WASHINGTON-A Federal Communications Commission decision last week that is largely favorable to the paging industry has led one local telephone company to threaten to sue.
“Requiring local service providers to provide free facilities to paging companies, in addition to making ongoing payments to those companies, is anticompetitive and anti-consumer. U S West, which filed suit in federal claims court on this issue last year, is considering other legal options in response to today’s ruling,” said the company.
The paging industry was ecstatic about the decision that it says affirms rules dating back to the implementation of the Telecommunications Act of 1996.
“This decision goes a long way toward making sure that the intent of the telecom act-ensuring healthy competition in all segments of the telecommunications industry-is carried out,” said Jay Kitchen, president of the Personal Communications Industry Association.
The FCC decision settled complaints from TSR Wireless Inc. and Metrocall Inc. dating back to late 1997.

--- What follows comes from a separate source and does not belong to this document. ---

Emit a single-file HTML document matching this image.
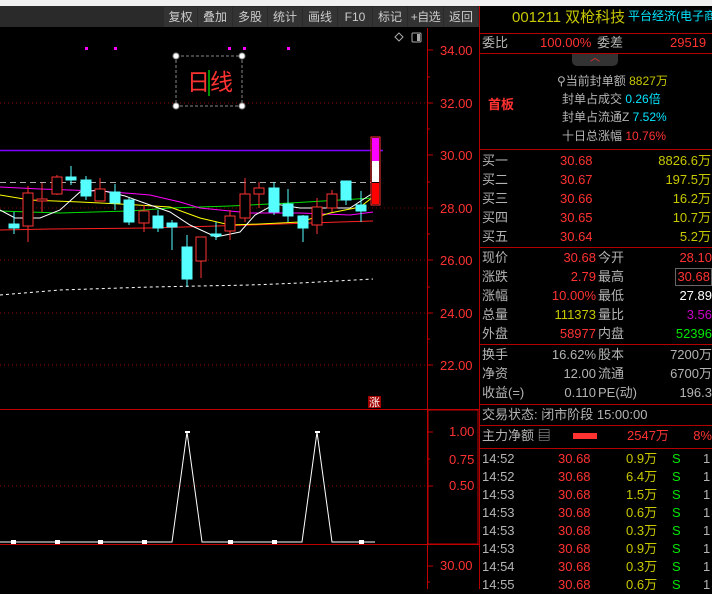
<!DOCTYPE html>
<html><head><meta charset="utf-8">
<style>
*{margin:0;padding:0;box-sizing:border-box}
body{width:712px;height:589px;background:#000;overflow:hidden;position:relative;font-family:"Liberation Sans","Noto Sans CJK SC",sans-serif;font-size:13px}
.t{position:absolute;white-space:nowrap;line-height:18px}
.r{color:#ff3232}.y{color:#c8c800}.c{color:#00e6ff}.g{color:#b4b4b4}.gr{color:#00e600}.w{color:#fff}.p{color:#c800c8}
.hl{position:absolute;left:479px;width:233px;height:1px;background:#b40000}
.btn{position:absolute;top:7px;height:20px;background:#333;color:#ccc;font-size:12px;line-height:20px;text-align:center;overflow:hidden;white-space:nowrap}
</style></head><body>
<div style="position:absolute;left:0;top:0;width:712px;height:6px;background:#f0f0f0"></div>
<div style="position:absolute;left:0;top:6px;width:479px;height:21px;background:#2a2a2a"></div>
<div class="btn" style="left:164px;width:33px">复权</div>
<div class="btn" style="left:198px;width:34px">叠加</div>
<div class="btn" style="left:233px;width:34px">多股</div>
<div class="btn" style="left:268px;width:34px">统计</div>
<div class="btn" style="left:303px;width:34px">画线</div>
<div class="btn" style="left:338px;width:34px">F10</div>
<div class="btn" style="left:373px;width:34px">标记</div>
<div class="btn" style="left:408px;width:35px;letter-spacing:-0.5px">+自选</div>
<div class="btn" style="left:444px;width:34px">返回</div>

<svg style="position:absolute;left:0;top:0" width="479" height="589">
<g stroke="#8a0000" stroke-dasharray="1,3">
<line x1="0" y1="103" x2="427" y2="103"/><line x1="0" y1="208" x2="427" y2="208"/><line x1="0" y1="260" x2="427" y2="260"/>
<line x1="0" y1="313" x2="427" y2="313"/><line x1="0" y1="365" x2="427" y2="365"/><line x1="0" y1="486" x2="427" y2="486"/>
</g>
<line x1="427.5" y1="28" x2="427.5" y2="589" stroke="#c00000"/>
<g stroke="#c00000">
<line x1="427" y1="50" x2="433" y2="50"/><line x1="427" y1="103" x2="433" y2="103"/><line x1="427" y1="155" x2="433" y2="155"/><line x1="427" y1="208" x2="433" y2="208"/><line x1="427" y1="260" x2="433" y2="260"/><line x1="427" y1="313" x2="433" y2="313"/><line x1="427" y1="365" x2="433" y2="365"/>
<line x1="427" y1="77" x2="430" y2="77"/><line x1="427" y1="129" x2="430" y2="129"/><line x1="427" y1="182" x2="430" y2="182"/><line x1="427" y1="234" x2="430" y2="234"/><line x1="427" y1="287" x2="430" y2="287"/><line x1="427" y1="339" x2="430" y2="339"/>
<line x1="427" y1="432" x2="433" y2="432"/><line x1="427" y1="459" x2="430" y2="459"/><line x1="427" y1="486" x2="433" y2="486"/><line x1="427" y1="566" x2="433" y2="566"/><line x1="427" y1="582" x2="430" y2="582"/>
</g>
<line x1="0" y1="409.5" x2="479" y2="409.5" stroke="#c00000"/>
<line x1="0" y1="544.5" x2="479" y2="544.5" stroke="#c00000"/>
<rect x="428" y="410" width="50" height="134" fill="none" stroke="#c00000"/>
<g fill="#ff3232" font-size="13" font-family="Liberation Sans,sans-serif">
<text x="440" y="55">34.00</text><text x="440" y="108">32.00</text><text x="440" y="160">30.00</text><text x="440" y="213">28.00</text><text x="440" y="265">26.00</text><text x="440" y="318">24.00</text><text x="440" y="370">22.00</text>
<text x="449" y="436">1.00</text><text x="449" y="464">0.75</text><text x="449" y="490">0.50</text><text x="440" y="570">30.00</text>
</g>
<g fill="#ff00ff"><rect x="85" y="47" width="3" height="3"/><rect x="114" y="47" width="3" height="3"/><rect x="228" y="47" width="3" height="3"/><rect x="243" y="47" width="3" height="3"/><rect x="287" y="47" width="3" height="3"/></g>
<path d="M399 33l4 4-4 4-4-4z" fill="none" stroke="#aaa"/>
<rect x="412" y="33" width="9" height="9" rx="1" fill="none" stroke="#aaa"/><rect x="417" y="34" width="3" height="7" fill="#aaa"/>
<rect x="176" y="56" width="66" height="50" fill="none" stroke="#888" stroke-dasharray="3,2"/>
<g fill="#fff" stroke="#888"><circle cx="176" cy="56" r="3"/><circle cx="242" cy="56" r="3"/><circle cx="176" cy="106" r="3"/><circle cx="242" cy="106" r="3"/></g>
<text x="187" y="90" fill="#ff3232" font-size="23" font-family="Noto Sans CJK SC,sans-serif">日线</text>
<line x1="209" y1="70" x2="209" y2="96" stroke="#00c000" stroke-width="1.5"/>
<line x1="0" y1="150.5" x2="383" y2="150.5" stroke="#8000ff" stroke-width="1.5"/>
<line x1="0" y1="182.5" x2="375" y2="182.5" stroke="#aaa" stroke-dasharray="6,4"/>
<polyline fill="none" stroke="#fff" stroke-dasharray="3,3" points="0,295 60,290 150,287 250,285 300,283 373,279"/>
<polyline fill="none" stroke="#ff2020" points="0,230 50,229 150,228 250,225 340,222 373,221"/>
<polyline fill="none" stroke="#00e000" points="0,211 60,213 130,211 170,208 230,206 290,203 340,200 373,198"/>
<polyline fill="none" stroke="#ff00ff" points="0,187 40,189 100,191 150,195 180,202 200,208 250,213 300,213 350,215 373,212"/>
<polyline fill="none" stroke="#ffff00" points="0,195 30,200 80,202 120,204 170,207 200,218 230,225 260,224 300,222 330,213 360,207 373,197"/>
<polyline fill="none" stroke="#fff" points="0,210 15,218 40,218 60,210 80,192 100,190 125,196 150,205 170,212 190,225 216,237 240,232 255,215 275,204 300,208 330,208 350,208 373,193"/>
<g fill="none" stroke="#ff3232">
<line x1="28" y1="186" x2="28" y2="242"/><rect x="23" y="193" width="10" height="33" fill="#000"/>
<line x1="42" y1="183" x2="42" y2="212"/><rect x="37" y="199" width="10" height="2" fill="#000"/>
<line x1="57" y1="175" x2="57" y2="195"/><rect x="52" y="177" width="10" height="17" fill="#000"/>
<line x1="100" y1="178" x2="100" y2="200"/><rect x="95" y="189" width="10" height="12" fill="#000"/>
<line x1="144" y1="205" x2="144" y2="232"/><rect x="139" y="211" width="10" height="12" fill="#000"/>
<line x1="201" y1="238" x2="201" y2="278"/><rect x="196" y="237" width="10" height="24" fill="#000"/>
<line x1="230" y1="210" x2="230" y2="240"/><rect x="225" y="216" width="10" height="15" fill="#000"/>
<line x1="245" y1="178" x2="245" y2="222"/><rect x="240" y="194" width="10" height="24" fill="#000"/>
<line x1="259" y1="182" x2="259" y2="208"/><rect x="254" y="188" width="10" height="6" fill="#000"/>
<line x1="317" y1="198" x2="317" y2="234"/><rect x="312" y="207" width="10" height="18" fill="#000"/>
<line x1="332" y1="190" x2="332" y2="212"/><rect x="327" y="194" width="10" height="14" fill="#000"/>
</g>
<g fill="#55ffff" stroke="#55ffff">
<line x1="14" y1="212" x2="14" y2="234"/><rect x="9" y="224" width="10" height="4"/>
<line x1="71" y1="166" x2="71" y2="185"/><rect x="66" y="177" width="10" height="3"/>
<line x1="86" y1="176" x2="86" y2="200"/><rect x="81" y="180" width="10" height="16"/>
<line x1="115" y1="184" x2="115" y2="210"/><rect x="110" y="192" width="10" height="11"/>
<line x1="129" y1="198" x2="129" y2="225"/><rect x="124" y="200" width="10" height="22"/>
<line x1="158" y1="210" x2="158" y2="232"/><rect x="153" y="216" width="10" height="12"/>
<line x1="172" y1="220" x2="172" y2="250"/><rect x="167" y="223" width="10" height="4"/>
<line x1="187" y1="235" x2="187" y2="287"/><rect x="182" y="247" width="10" height="32"/>
<line x1="216" y1="222" x2="216" y2="240"/><rect x="211" y="234" width="10" height="2"/>
<line x1="274" y1="182" x2="274" y2="215"/><rect x="269" y="188" width="10" height="24"/>
<line x1="288" y1="189" x2="288" y2="222"/><rect x="283" y="204" width="10" height="12"/>
<line x1="303" y1="215" x2="303" y2="242"/><rect x="298" y="216" width="10" height="12"/>
<line x1="346" y1="181" x2="346" y2="205"/><rect x="341" y="181" width="10" height="19"/>
<line x1="361" y1="191" x2="361" y2="222"/><rect x="356" y="205" width="10" height="6"/>
</g>
<rect x="371" y="137" width="9" height="68" fill="#000" stroke="#ff3232"/>
<rect x="372" y="138" width="7" height="23" fill="#ff00ff"/><rect x="372" y="161" width="7" height="21" fill="#fff"/><rect x="372" y="183" width="7" height="21" fill="#ff0000"/>
<rect x="368" y="396" width="13" height="12" fill="#a00000"/><text x="369" y="406" fill="#fff" font-size="11" font-family="Noto Sans CJK SC,sans-serif">涨</text>
<polyline fill="none" stroke="#fff" points="0,542 172,542 187,432 202,542 302,542 317,432 332,542 375,542"/>
<g fill="#fff"><rect x="11" y="540" width="5" height="4"/><rect x="55" y="540" width="5" height="4"/><rect x="98" y="540" width="5" height="4"/><rect x="142" y="540" width="5" height="4"/><rect x="228" y="540" width="5" height="4"/><rect x="272" y="540" width="5" height="4"/><rect x="359" y="540" width="5" height="4"/><rect x="185" y="431" width="5" height="2"/><rect x="315" y="431" width="5" height="2"/></g>
</svg>

<div style="position:absolute;left:479px;top:6px;width:1px;height:583px;background:#b40000"></div>
<div class="t y" style="left:512px;top:9px;font-size:15px">001211 双枪科技</div>
<div class="t c" style="left:628px;top:7px;font-size:12px">平台经济(电子商</div>
<div class="hl" style="top:33px"></div>
<div class="t g" style="left:482px;top:34px">委比</div><div class="t r" style="left:540px;top:34px">100.00%</div><div class="t g" style="left:597px;top:34px">委差</div><div class="t r" style="left:670px;top:34px">29519</div>
<div class="hl" style="top:53px"></div>
<div style="position:absolute;left:572px;top:54px;width:46px;height:12px;background:#333;border-radius:0 0 5px 5px;color:#f33;font-size:10px;text-align:center;line-height:10px">︿</div>
<div class="t g" style="left:557px;top:72px;font-size:12px">⚲当前封单额 <span class="y">8827万</span></div>
<div class="t g" style="left:562px;top:90px;font-size:12px">封单占成交 <span class="c">0.26倍</span></div>
<div class="t g" style="left:562px;top:108px;font-size:12px">封单占流通Z <span class="c">7.52%</span></div>
<div class="t g" style="left:562px;top:127px;font-size:12px">十日总涨幅 <span class="r">10.76%</span></div>
<div class="t r" style="left:488px;top:96px;font-weight:bold">首板</div>
<div class="hl" style="top:149px"></div>
<div class="t g" style="left:482px;top:152px">买一</div><div class="t r" style="left:560px;top:152px">30.68</div><div class="t y" style="right:1px;top:152px">8826.6万</div>
<div class="t g" style="left:482px;top:171px">买二</div><div class="t r" style="left:560px;top:171px">30.67</div><div class="t y" style="right:1px;top:171px">197.5万</div>
<div class="t g" style="left:482px;top:190px">买三</div><div class="t r" style="left:560px;top:190px">30.66</div><div class="t y" style="right:1px;top:190px">16.2万</div>
<div class="t g" style="left:482px;top:209px">买四</div><div class="t r" style="left:560px;top:209px">30.65</div><div class="t y" style="right:1px;top:209px">10.7万</div>
<div class="t g" style="left:482px;top:228px">买五</div><div class="t r" style="left:560px;top:228px">30.64</div><div class="t y" style="right:1px;top:228px">5.2万</div>
<div class="hl" style="top:247px"></div>
<div class="t g" style="left:482px;top:249px">现价</div><div class="t r" style="right:116px;top:249px">30.68</div><div class="t g" style="left:598px;top:249px">今开</div><div class="t r" style="right:0;top:249px">28.10</div>
<div class="t g" style="left:482px;top:268px">涨跌</div><div class="t r" style="right:116px;top:268px">2.79</div><div class="t g" style="left:598px;top:268px">最高</div><div class="t r" style="right:0;top:268px;border:1px solid #666;padding:0 1px;line-height:16px">30.68</div>
<div class="t g" style="left:482px;top:287px">涨幅</div><div class="t r" style="right:116px;top:287px">10.00%</div><div class="t g" style="left:598px;top:287px">最低</div><div class="t w" style="right:0;top:287px">27.89</div>
<div class="t g" style="left:482px;top:306px">总量</div><div class="t y" style="right:116px;top:306px">111373</div><div class="t g" style="left:598px;top:306px">量比</div><div class="t p" style="right:0;top:306px">3.56</div>
<div class="t g" style="left:482px;top:325px">外盘</div><div class="t r" style="right:116px;top:325px">58977</div><div class="t g" style="left:598px;top:325px">内盘</div><div class="t gr" style="right:0;top:325px">52396</div>
<div class="hl" style="top:344px"></div>
<div class="t g" style="left:482px;top:346px">换手</div><div class="t g" style="right:116px;top:346px">16.62%</div><div class="t g" style="left:598px;top:346px">股本</div><div class="t g" style="right:0;top:346px">7200万</div>
<div class="t g" style="left:482px;top:365px">净资</div><div class="t g" style="right:116px;top:365px">12.00</div><div class="t g" style="left:598px;top:365px">流通</div><div class="t g" style="right:0;top:365px">6700万</div>
<div class="t g" style="left:482px;top:384px">收益(=)</div><div class="t g" style="right:116px;top:384px">0.110</div><div class="t g" style="left:598px;top:384px">PE(动)</div><div class="t g" style="right:0;top:384px">196.3</div>
<div class="hl" style="top:404px"></div>
<div class="t g" style="left:482px;top:406px">交易状态: 闭市阶段 15:00:00</div>
<div class="hl" style="top:425px"></div>
<div class="t g" style="left:482px;top:427px">主力净额 ▤</div>
<div style="position:absolute;left:573px;top:433px;width:24px;height:6px;background:#ff3232"></div>
<div class="t r" style="left:627px;top:427px">2547万</div><div class="t r" style="right:0;top:427px">8%</div>
<div class="hl" style="top:448px"></div>
<div class="t g" style="left:482px;top:450px;line-height:18px">14:52<br>14:52<br>14:53<br>14:53<br>14:53<br>14:53<br>14:54<br>14:55</div>
<div class="t r" style="left:558px;top:450px;line-height:18px">30.68<br>30.68<br>30.68<br>30.68<br>30.68<br>30.68<br>30.68<br>30.68</div>
<div class="t y" style="left:626px;top:450px;line-height:18px">0.9万<br>6.4万<br>1.5万<br>0.6万<br>0.3万<br>0.9万<br>0.3万<br>0.6万</div>
<div class="t gr" style="left:672px;top:450px;line-height:18px">S<br>S<br>S<br>S<br>S<br>S<br>S<br>S</div>
<div class="t g" style="left:703px;top:450px;line-height:18px">1<br>1<br>1<br>1<br>1<br>1<br>1<br>1</div>
</body></html>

TSR Wireless L.L.C. filed a complaint on Dec. 24, 1997, when U S West imposed a “stop provisioning order” because TSR had not made payments that it believed were no longer necessary.
FCC rules say a LEC must stop charging telecom carriers for terminating LEC-originated traffic and must provide that traffic without charge.
Two letters from chiefs of the FCC’s Common Carrier Bureau again said that paging carriers were telecom carriers and entitled to reciprocal compensation and could not be forced to pay for traffic originating on the LEC network.
The second letter was dated shortly after TSR filed its complaint.
In addition to saying LECs could not charge for LEC traffic, the FCC also said LECs could not charge paging carriers for the use of the facilities to carry that traffic and for the use of telephone numbers.
The order also allows paging carriers to agree to pay the wide-area-calling charges to the LEC rather than having the LEC impose these charges on the paging carrier’s customers.
Although U S West has negotiated interconnection agreements with other paging carriers such as AirTouch Paging and Arch Communications, it has not negotiated with TSR or Metrocall.
It is only through arbitration, the LECs said, that the issues can be negotiated. If the parties don’t like the LEC’s offer, they must go to state arbitration.
FCC Commissioner Harold Furchtgott-Roth parted with the FCC 4-1 majority, which said the FCC had jurisdiction and agreed with the LECs.
“Instead of going through negotiation, arbitration and review, parties could sidestep the process by coming, as has TSR, directly to the commission … Whether or not [it] is convenient, it is the plan that Congress adopted and we should not disable that plan by creating a different one that bypasses it entirely,” said Furchtgott-Roth.
In addition to U S West, the decision settles complaints against Pacific Bell Telephone Co., GTE Telephone Operations and Southwestern Bell Telephone Co. Metrocall’s complaint against BellSouth Telecommunications was settled earlier this year.